La Libia è un posto molto pericoloso. C’è un sacco di gente armata. Le persone vengono uccise e i rapimenti sono frequenti. Arrivate a Tripoli siamo state chiuse in una casa con altre 600-700 persone. Non avevamo acqua per lavarci, avevamo pochissimo cibo ed eravamo costretti a dormire gli uni sopra gli altri. È stato molto difficile per mia figlia, è stata male tante volte. C’era molta violenza. Sono stata picchiata a mani nude, coi bastoni e colpita con armi da fuoco. Se ti muovi ti picchiano. Se parli ti picchiano. Abbiamo trascorso mesi così, picchiate ogni giorno.
Medici senza frontiere apre con la testimonianza di una donna eritrea il rapporto “Trapped in transit“, che denuncia le condizioni vissute da migranti e rifugiati in transito in Libia, risultato delle interviste condotte con le migliaia di richiedenti asilo soccorsi nel Mediterraneo centrale. Centinaia di loro sono stati vittime di questa allarmante e incontrollata violenza diffusa nella Libia attuale; gli altri vi hanno assistito: detenzione in condizioni disumane, tortura, pestaggi, violenze sessuali, sfruttamento economico e lavoro forzato sono perpetrati quotidianamente su donne, uomini e bambini dai gruppi armati, dai trafficanti e da quegli individui che traggono profitto dalla presenza dei migranti in transito.
«Hanno preso tutte le nostre cose. Tutti hanno un’arma da fuoco in Libia, anche i bambini. Ho trascorso tre mesi e mezzo lì, in due case diverse. Un giorno una ragazza è morta di fronte a noi. Era malata, senza cibo né acqua. Se vai in ospedale ti rapiscono. Una mia amica è ancora in prigione, è lì da 7 mesi», racconta a Msf una ventiseienne camerunese.
Persone detenute a Garbugli, Libia (marzo 2016). Foto tratta da “Trapped in transit”, ©Ricardo Garcia Vilanova.
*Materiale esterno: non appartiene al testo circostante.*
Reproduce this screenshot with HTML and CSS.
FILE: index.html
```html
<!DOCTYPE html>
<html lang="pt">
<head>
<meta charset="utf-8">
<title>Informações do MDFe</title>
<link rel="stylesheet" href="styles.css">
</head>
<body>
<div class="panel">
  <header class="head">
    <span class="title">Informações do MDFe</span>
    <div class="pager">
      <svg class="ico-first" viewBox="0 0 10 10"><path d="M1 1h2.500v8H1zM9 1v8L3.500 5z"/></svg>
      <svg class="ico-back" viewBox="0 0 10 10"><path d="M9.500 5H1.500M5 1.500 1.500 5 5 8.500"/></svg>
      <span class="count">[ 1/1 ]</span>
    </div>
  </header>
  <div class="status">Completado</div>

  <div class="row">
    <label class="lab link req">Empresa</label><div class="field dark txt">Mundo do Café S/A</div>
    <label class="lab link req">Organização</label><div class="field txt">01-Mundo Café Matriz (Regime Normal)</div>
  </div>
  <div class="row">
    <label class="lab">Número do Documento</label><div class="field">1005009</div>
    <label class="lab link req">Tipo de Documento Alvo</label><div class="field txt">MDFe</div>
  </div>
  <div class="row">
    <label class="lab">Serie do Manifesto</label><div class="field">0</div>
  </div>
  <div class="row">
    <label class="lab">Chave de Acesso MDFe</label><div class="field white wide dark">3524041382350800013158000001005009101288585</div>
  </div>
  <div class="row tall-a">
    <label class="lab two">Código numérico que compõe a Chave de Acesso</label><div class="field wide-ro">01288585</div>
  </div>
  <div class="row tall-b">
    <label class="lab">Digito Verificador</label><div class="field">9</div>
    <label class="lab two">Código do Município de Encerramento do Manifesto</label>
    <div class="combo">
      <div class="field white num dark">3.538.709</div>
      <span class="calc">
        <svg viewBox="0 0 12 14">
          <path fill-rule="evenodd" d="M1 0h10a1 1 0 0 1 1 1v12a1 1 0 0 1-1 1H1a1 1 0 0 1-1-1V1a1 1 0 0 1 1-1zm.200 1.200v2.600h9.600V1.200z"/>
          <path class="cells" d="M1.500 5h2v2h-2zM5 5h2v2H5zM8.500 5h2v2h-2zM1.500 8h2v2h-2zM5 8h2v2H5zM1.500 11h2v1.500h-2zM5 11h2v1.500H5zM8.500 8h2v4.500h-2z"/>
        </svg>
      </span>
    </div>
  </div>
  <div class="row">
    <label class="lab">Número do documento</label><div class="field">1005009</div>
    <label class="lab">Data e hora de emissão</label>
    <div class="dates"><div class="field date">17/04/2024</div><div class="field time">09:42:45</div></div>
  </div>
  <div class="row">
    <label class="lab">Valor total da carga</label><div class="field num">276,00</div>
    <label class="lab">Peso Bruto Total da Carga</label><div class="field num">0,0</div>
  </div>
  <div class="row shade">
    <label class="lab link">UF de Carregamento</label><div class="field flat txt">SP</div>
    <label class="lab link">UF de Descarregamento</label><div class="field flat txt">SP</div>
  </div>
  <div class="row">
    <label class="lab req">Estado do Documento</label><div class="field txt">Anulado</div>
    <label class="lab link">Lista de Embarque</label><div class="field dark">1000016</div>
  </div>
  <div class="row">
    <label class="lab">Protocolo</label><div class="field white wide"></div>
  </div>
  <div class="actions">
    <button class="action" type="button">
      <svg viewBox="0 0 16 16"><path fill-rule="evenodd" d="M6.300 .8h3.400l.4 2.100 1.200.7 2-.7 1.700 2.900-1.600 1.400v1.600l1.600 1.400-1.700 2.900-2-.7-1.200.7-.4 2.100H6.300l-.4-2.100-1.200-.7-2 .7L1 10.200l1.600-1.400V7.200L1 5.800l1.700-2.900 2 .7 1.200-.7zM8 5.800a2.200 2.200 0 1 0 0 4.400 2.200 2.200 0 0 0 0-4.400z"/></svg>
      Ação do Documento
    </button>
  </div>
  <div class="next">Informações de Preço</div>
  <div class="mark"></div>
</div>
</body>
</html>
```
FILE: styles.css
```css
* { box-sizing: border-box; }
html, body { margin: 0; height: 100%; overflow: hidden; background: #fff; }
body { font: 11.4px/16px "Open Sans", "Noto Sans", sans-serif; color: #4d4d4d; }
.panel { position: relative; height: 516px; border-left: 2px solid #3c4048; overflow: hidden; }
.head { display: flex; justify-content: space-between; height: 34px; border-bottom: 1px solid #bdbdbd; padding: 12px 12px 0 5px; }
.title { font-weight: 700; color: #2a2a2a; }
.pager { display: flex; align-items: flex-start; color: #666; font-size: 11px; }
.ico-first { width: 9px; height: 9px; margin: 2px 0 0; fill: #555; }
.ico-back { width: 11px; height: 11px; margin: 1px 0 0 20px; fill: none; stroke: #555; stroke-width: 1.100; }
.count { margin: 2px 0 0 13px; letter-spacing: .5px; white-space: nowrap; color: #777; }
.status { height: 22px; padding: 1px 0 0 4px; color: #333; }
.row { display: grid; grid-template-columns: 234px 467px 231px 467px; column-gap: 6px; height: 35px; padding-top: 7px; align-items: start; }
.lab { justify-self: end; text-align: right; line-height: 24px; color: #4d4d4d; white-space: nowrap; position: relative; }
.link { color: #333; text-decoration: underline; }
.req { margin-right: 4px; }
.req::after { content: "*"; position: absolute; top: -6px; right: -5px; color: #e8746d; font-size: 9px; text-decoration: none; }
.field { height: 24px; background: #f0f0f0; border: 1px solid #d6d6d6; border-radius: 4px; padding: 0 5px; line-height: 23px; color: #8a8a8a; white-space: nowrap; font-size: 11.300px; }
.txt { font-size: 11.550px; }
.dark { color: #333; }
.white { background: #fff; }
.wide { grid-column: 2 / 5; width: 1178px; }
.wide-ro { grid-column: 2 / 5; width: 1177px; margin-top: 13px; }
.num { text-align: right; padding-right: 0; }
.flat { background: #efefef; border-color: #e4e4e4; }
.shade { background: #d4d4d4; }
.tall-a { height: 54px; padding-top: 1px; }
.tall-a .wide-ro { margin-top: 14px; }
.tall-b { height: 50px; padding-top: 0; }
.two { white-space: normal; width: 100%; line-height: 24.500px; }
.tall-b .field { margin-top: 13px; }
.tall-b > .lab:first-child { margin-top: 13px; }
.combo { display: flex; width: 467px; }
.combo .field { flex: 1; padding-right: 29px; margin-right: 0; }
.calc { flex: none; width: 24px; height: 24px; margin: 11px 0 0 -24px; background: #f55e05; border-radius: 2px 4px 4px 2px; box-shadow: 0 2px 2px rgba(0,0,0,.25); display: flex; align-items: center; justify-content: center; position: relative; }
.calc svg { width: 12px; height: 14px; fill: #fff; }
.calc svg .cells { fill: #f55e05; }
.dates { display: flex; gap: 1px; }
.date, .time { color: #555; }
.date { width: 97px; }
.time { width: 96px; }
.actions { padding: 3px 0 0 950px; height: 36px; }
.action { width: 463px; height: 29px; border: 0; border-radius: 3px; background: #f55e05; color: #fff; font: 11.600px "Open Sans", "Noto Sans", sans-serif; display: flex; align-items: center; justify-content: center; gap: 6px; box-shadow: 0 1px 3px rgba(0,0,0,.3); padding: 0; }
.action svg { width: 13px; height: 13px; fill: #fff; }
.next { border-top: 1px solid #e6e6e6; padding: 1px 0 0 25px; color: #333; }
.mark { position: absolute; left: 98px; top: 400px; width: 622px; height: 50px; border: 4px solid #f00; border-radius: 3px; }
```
I rapimenti sono un modo comune di estorcere soldi alle famiglie o agli amici ancora nei paesi di origine; le persone sequestrate vengono picchiate e talvolta torturate, così come possono essere vittime di abusi sessuali.
Sono vittime dello stesso trattamento anche coloro che vengono rinchiusi nei centri di detenzione; case, magazzini o altro tipo di strutture dove le milizie trattengono per mesi gran parte dei migranti e rifugiati in transito, fino al momento in cui non ottengono il denaro necessario a riscattare la propria liberazione. Circa il 50% degli intervistati da Medici senza frontiere a bordo delle navi di ricerca e soccorso vi era stato detenuto. Durante la permanenza forzata in queste strutture molti sono sfruttati: gli uomini costretti a lavorare nei cantieri o nelle fattorie, le donne come aiutanti domestiche o obbligate alla prostituzione.
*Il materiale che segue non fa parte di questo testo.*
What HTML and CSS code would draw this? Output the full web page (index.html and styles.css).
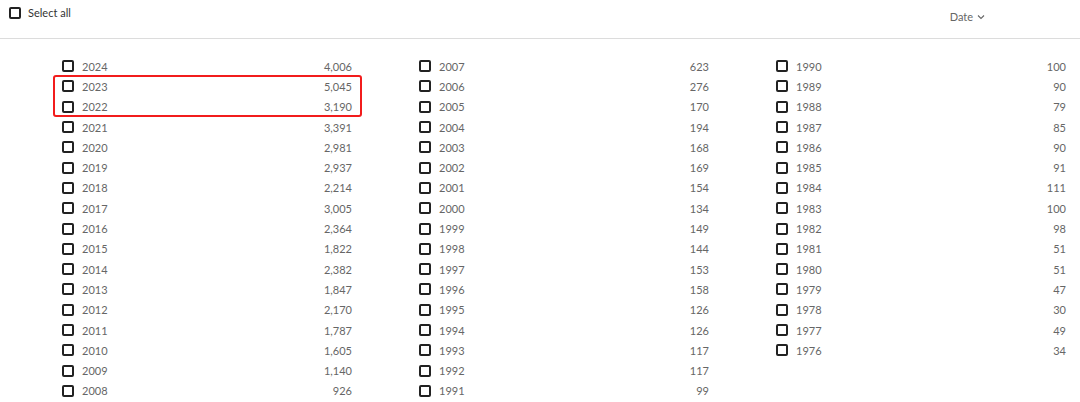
FILE: index.html
```html
<!DOCTYPE html>
<html lang="en">

<head>
  <meta charset="UTF-8">
  <title>Date filter</title>
  <link rel="stylesheet" href="styles.css">
</head>

<body>
  <div class="toolbar">
    <label class="select-all"><span class="box"></span>Select all</label>
    <div class="sort">Date
      <svg width="8" height="6" viewBox="0 0 8 6"><path d="M1 1.5 L4 4.5 L7 1.5" fill="none" stroke="#666" stroke-width="1.1"/></svg>
    </div>
  </div>

  <div class="years">
    <div class="col">
      <div class="highlight"></div>
      <div class="row"><span class="box"></span><span class="year">2024</span><span class="count">4,006</span></div>
      <div class="row"><span class="box"></span><span class="year">2023</span><span class="count">5,045</span></div>
      <div class="row"><span class="box"></span><span class="year">2022</span><span class="count">3,190</span></div>
      <div class="row"><span class="box"></span><span class="year">2021</span><span class="count">3,391</span></div>
      <div class="row"><span class="box"></span><span class="year">2020</span><span class="count">2,981</span></div>
      <div class="row"><span class="box"></span><span class="year">2019</span><span class="count">2,937</span></div>
      <div class="row"><span class="box"></span><span class="year">2018</span><span class="count">2,214</span></div>
      <div class="row"><span class="box"></span><span class="year">2017</span><span class="count">3,005</span></div>
      <div class="row"><span class="box"></span><span class="year">2016</span><span class="count">2,364</span></div>
      <div class="row"><span class="box"></span><span class="year">2015</span><span class="count">1,822</span></div>
      <div class="row"><span class="box"></span><span class="year">2014</span><span class="count">2,382</span></div>
      <div class="row"><span class="box"></span><span class="year">2013</span><span class="count">1,847</span></div>
      <div class="row"><span class="box"></span><span class="year">2012</span><span class="count">2,170</span></div>
      <div class="row"><span class="box"></span><span class="year">2011</span><span class="count">1,787</span></div>
      <div class="row"><span class="box"></span><span class="year">2010</span><span class="count">1,605</span></div>
      <div class="row"><span class="box"></span><span class="year">2009</span><span class="count">1,140</span></div>
      <div class="row"><span class="box"></span><span class="year">2008</span><span class="count">926</span></div>
    </div>
    <div class="col">
      <div class="row"><span class="box"></span><span class="year">2007</span><span class="count">623</span></div>
      <div class="row"><span class="box"></span><span class="year">2006</span><span class="count">276</span></div>
      <div class="row"><span class="box"></span><span class="year">2005</span><span class="count">170</span></div>
      <div class="row"><span class="box"></span><span class="year">2004</span><span class="count">194</span></div>
      <div class="row"><span class="box"></span><span class="year">2003</span><span class="count">168</span></div>
      <div class="row"><span class="box"></span><span class="year">2002</span><span class="count">169</span></div>
      <div class="row"><span class="box"></span><span class="year">2001</span><span class="count">154</span></div>
      <div class="row"><span class="box"></span><span class="year">2000</span><span class="count">134</span></div>
      <div class="row"><span class="box"></span><span class="year">1999</span><span class="count">149</span></div>
      <div class="row"><span class="box"></span><span class="year">1998</span><span class="count">144</span></div>
      <div class="row"><span class="box"></span><span class="year">1997</span><span class="count">153</span></div>
      <div class="row"><span class="box"></span><span class="year">1996</span><span class="count">158</span></div>
      <div class="row"><span class="box"></span><span class="year">1995</span><span class="count">126</span></div>
      <div class="row"><span class="box"></span><span class="year">1994</span><span class="count">126</span></div>
      <div class="row"><span class="box"></span><span class="year">1993</span><span class="count">117</span></div>
      <div class="row"><span class="box"></span><span class="year">1992</span><span class="count">117</span></div>
      <div class="row"><span class="box"></span><span class="year">1991</span><span class="count">99</span></div>
    </div>
    <div class="col">
      <div class="row"><span class="box"></span><span class="year">1990</span><span class="count">100</span></div>
      <div class="row"><span class="box"></span><span class="year">1989</span><span class="count">90</span></div>
      <div class="row"><span class="box"></span><span class="year">1988</span><span class="count">79</span></div>
      <div class="row"><span class="box"></span><span class="year">1987</span><span class="count">85</span></div>
      <div class="row"><span class="box"></span><span class="year">1986</span><span class="count">90</span></div>
      <div class="row"><span class="box"></span><span class="year">1985</span><span class="count">91</span></div>
      <div class="row"><span class="box"></span><span class="year">1984</span><span class="count">111</span></div>
      <div class="row"><span class="box"></span><span class="year">1983</span><span class="count">100</span></div>
      <div class="row"><span class="box"></span><span class="year">1982</span><span class="count">98</span></div>
      <div class="row"><span class="box"></span><span class="year">1981</span><span class="count">51</span></div>
      <div class="row"><span class="box"></span><span class="year">1980</span><span class="count">51</span></div>
      <div class="row"><span class="box"></span><span class="year">1979</span><span class="count">47</span></div>
      <div class="row"><span class="box"></span><span class="year">1978</span><span class="count">30</span></div>
      <div class="row"><span class="box"></span><span class="year">1977</span><span class="count">49</span></div>
      <div class="row"><span class="box"></span><span class="year">1976</span><span class="count">34</span></div>
    </div>
  </div>
</body>

</html>
```

FILE: styles.css
```css
body {
  margin: 0;
  background-color: #fff;
  font-family: Lato, "Open Sans", sans-serif;
  font-size: 11px;
  color: #666;
}

.toolbar {
  display: flex;
  justify-content: space-between;
  align-items: flex-start;
  height: 38px;
  border-bottom: 1px solid #dcdcdc;
  padding: 0 95px 0 9px;
}

.select-all {
  display: flex;
  align-items: center;
  gap: 7px;
  margin-top: 6px;
  color: #333;
}

.sort {
  display: flex;
  align-items: center;
  gap: 4px;
  margin-top: 10px;
}

.box {
  display: inline-block;
  width: 8px;
  height: 8px;
  border: 2px solid #222;
  border-radius: 2px;
  flex-shrink: 0;
}

.years {
  display: grid;
  grid-template-columns: repeat(3, 290px);
  column-gap: 67px;
  padding: 17px 0 0 62px;
}

.col {
  position: relative;
  display: flex;
  flex-direction: column;
}

.row {
  display: flex;
  align-items: center;
  height: 20.3px;
}

.row .box {
  margin-right: 8px;
}

.year {
  flex: 1;
}

.count {
  text-align: right;
}

.highlight {
  position: absolute;
  left: -9px;
  right: -10px;
  top: 19px;
  height: 38px;
  border: 2px solid #f21c1c;
  border-radius: 3px;
}
```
Sembra non esserci scampo alla detenzione per chi attraversa la Libia.
Le cicatrici di uomo che durante la permanenza a Tripoli è stato rapito e torturato. Foto tratta da “Trapped in transit”, ©Christophe Stramba-Badiali.
Un servizio di Al Jazeera English realizzato nel 2015 mostrava la disperazione delle persone soccorse dalla guardia costiera libica, consapevoli di essere ricondotte nello stato nordafricano: grida e pianti di coloro che, ormai a un passo dall’Europa, vedevano svanire la loro speranza di essersi lasciati alle spalle la Libia.
«Qualcuno viene per la tosse e leva la maglietta. E tu vedi tutte le cicatrici delle torture patite e realizzi che ha delle ossa rotte, e ti racconta orribili storie. Ho visto almeno 32 pazienti con ferite chiaramente dovute alle violenze subite negli ultimi 12 salvataggi», racconta il dottor Erna Rijnierse, di Medici senza frontiere, a bordo della nave Aquarius.
Ferite infette da machete, timpani perforati, cicatrici da fustigazione, arti frantumati: sono alcune delle situazioni incontrate dall’organizzazione negli ultimi mesi. A cui si aggiungono le ferite non visibili: l’82% dei pazienti trattati in Sicilia da Medici senza frontiere avevano vissuto eventi traumatici durante il viaggio, spesso in Libia. Il 42% di loro soffriva di disturbo post traumatico da stress e il 27% era affetto da disordini dovuti all’ansia.